*EXERCISE GOAL:*
Write out the entire listing below exactly, with the pictures left out.

:: INFORMATION SHOWN

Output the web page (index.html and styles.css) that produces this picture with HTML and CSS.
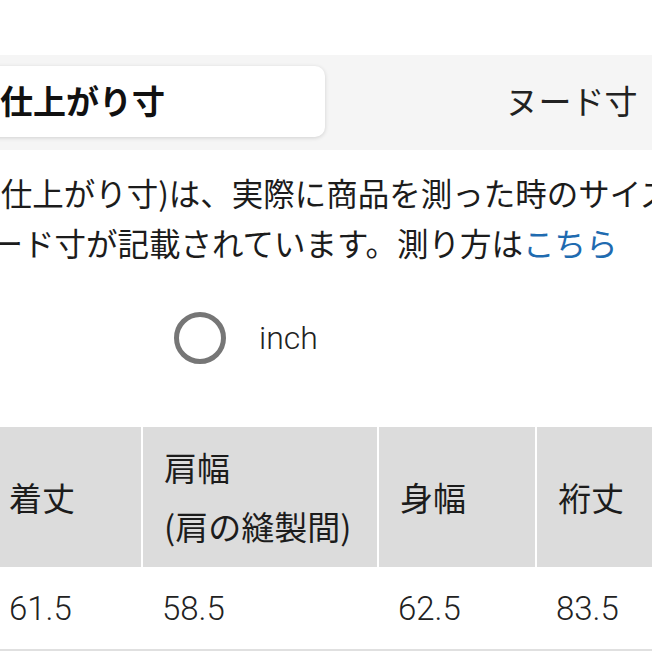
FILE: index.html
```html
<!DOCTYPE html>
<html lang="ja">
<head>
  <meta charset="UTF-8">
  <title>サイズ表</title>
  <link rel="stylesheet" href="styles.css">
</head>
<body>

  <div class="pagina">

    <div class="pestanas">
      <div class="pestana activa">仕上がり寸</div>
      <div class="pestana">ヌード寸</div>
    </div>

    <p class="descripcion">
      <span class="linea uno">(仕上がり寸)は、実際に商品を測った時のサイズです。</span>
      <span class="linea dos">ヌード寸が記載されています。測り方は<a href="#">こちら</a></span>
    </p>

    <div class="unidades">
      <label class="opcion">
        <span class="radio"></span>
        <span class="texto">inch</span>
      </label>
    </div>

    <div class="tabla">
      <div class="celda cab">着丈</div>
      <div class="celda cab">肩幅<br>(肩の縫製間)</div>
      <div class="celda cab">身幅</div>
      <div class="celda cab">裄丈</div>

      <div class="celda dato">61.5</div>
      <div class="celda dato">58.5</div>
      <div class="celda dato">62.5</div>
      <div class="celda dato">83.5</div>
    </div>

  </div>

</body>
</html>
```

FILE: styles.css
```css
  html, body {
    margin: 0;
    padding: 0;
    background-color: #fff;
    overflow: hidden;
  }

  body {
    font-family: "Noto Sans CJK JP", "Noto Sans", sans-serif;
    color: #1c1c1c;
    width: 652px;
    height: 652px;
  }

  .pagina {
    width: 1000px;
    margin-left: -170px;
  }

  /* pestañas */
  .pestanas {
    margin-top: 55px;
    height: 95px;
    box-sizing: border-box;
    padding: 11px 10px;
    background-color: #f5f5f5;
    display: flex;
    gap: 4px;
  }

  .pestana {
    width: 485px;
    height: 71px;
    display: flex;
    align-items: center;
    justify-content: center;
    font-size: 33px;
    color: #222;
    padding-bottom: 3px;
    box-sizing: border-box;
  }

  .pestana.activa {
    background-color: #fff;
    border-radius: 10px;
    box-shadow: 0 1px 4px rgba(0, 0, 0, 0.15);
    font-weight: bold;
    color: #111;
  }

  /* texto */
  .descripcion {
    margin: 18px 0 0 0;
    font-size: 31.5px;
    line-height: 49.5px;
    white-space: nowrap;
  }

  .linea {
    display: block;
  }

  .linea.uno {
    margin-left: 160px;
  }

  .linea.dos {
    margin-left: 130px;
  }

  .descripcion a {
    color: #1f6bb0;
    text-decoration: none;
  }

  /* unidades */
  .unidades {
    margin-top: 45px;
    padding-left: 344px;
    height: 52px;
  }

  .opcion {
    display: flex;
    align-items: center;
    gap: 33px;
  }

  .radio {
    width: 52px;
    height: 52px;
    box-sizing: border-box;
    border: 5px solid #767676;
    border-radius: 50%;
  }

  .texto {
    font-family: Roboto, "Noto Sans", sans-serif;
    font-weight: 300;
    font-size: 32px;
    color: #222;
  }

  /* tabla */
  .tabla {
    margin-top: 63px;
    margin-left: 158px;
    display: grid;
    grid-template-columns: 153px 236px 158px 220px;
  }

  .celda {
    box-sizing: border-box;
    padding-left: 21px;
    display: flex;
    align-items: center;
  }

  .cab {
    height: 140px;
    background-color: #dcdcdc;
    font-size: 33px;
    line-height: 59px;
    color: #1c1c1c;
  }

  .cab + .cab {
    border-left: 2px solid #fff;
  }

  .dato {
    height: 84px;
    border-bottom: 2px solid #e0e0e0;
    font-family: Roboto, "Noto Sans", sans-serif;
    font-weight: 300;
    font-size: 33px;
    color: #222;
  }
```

::::

*WRITTEN RESPONSE:*
Output the web page (index.html and styles.css) that produces this picture with HTML and CSS.
FILE: index.html
```html
<!DOCTYPE html>
<html lang="ja">
<head>
  <meta charset="UTF-8">
  <title>サイズ表</title>
  <link rel="stylesheet" href="styles.css">
</head>
<body>

  <div class="pagina">

    <div class="pestanas">
      <div class="pestana activa">仕上がり寸</div>
      <div class="pestana">ヌード寸</div>
    </div>

    <p class="descripcion">
      <span class="linea uno">(仕上がり寸)は、実際に商品を測った時のサイズです。</span>
      <span class="linea dos">ヌード寸が記載されています。測り方は<a href="#">こちら</a></span>
    </p>

    <div class="unidades">
      <label class="opcion">
        <span class="radio"></span>
        <span class="texto">inch</span>
      </label>
    </div>

    <div class="tabla">
      <div class="celda cab">着丈</div>
      <div class="celda cab">肩幅<br>(肩の縫製間)</div>
      <div class="celda cab">身幅</div>
      <div class="celda cab">裄丈</div>

      <div class="celda dato">61.5</div>
      <div class="celda dato">58.5</div>
      <div class="celda dato">62.5</div>
      <div class="celda dato">83.5</div>
    </div>

  </div>

</body>
</html>
```

FILE: styles.css
```css
  html, body {
    margin: 0;
    padding: 0;
    background-color: #fff;
    overflow: hidden;
  }

  body {
    font-family: "Noto Sans CJK JP", "Noto Sans", sans-serif;
    color: #1c1c1c;
    width: 652px;
    height: 652px;
  }

  .pagina {
    width: 1000px;
    margin-left: -170px;
  }

  /* pestañas */
  .pestanas {
    margin-top: 55px;
    height: 95px;
    box-sizing: border-box;
    padding: 11px 10px;
    background-color: #f5f5f5;
    display: flex;
    gap: 4px;
  }

  .pestana {
    width: 485px;
    height: 71px;
    display: flex;
    align-items: center;
    justify-content: center;
    font-size: 33px;
    color: #222;
    padding-bottom: 3px;
    box-sizing: border-box;
  }

  .pestana.activa {
    background-color: #fff;
    border-radius: 10px;
    box-shadow: 0 1px 4px rgba(0, 0, 0, 0.15);
    font-weight: bold;
    color: #111;
  }

  /* texto */
  .descripcion {
    margin: 18px 0 0 0;
    font-size: 31.5px;
    line-height: 49.5px;
    white-space: nowrap;
  }

  .linea {
    display: block;
  }

  .linea.uno {
    margin-left: 160px;
  }

  .linea.dos {
    margin-left: 130px;
  }

  .descripcion a {
    color: #1f6bb0;
    text-decoration: none;
  }

  /* unidades */
  .unidades {
    margin-top: 45px;
    padding-left: 344px;
    height: 52px;
  }

  .opcion {
    display: flex;
    align-items: center;
    gap: 33px;
  }

  .radio {
    width: 52px;
    height: 52px;
    box-sizing: border-box;
    border: 5px solid #767676;
    border-radius: 50%;
  }

  .texto {
    font-family: Roboto, "Noto Sans", sans-serif;
    font-weight: 300;
    font-size: 32px;
    color: #222;
  }

  /* tabla */
  .tabla {
    margin-top: 63px;
    margin-left: 158px;
    display: grid;
    grid-template-columns: 153px 236px 158px 220px;
  }

  .celda {
    box-sizing: border-box;
    padding-left: 21px;
    display: flex;
    align-items: center;
  }

  .cab {
    height: 140px;
    background-color: #dcdcdc;
    font-size: 33px;
    line-height: 59px;
    color: #1c1c1c;
  }

  .cab + .cab {
    border-left: 2px solid #fff;
  }

  .dato {
    height: 84px;
    border-bottom: 2px solid #e0e0e0;
    font-family: Roboto, "Noto Sans", sans-serif;
    font-weight: 300;
    font-size: 33px;
    color: #222;
  }
```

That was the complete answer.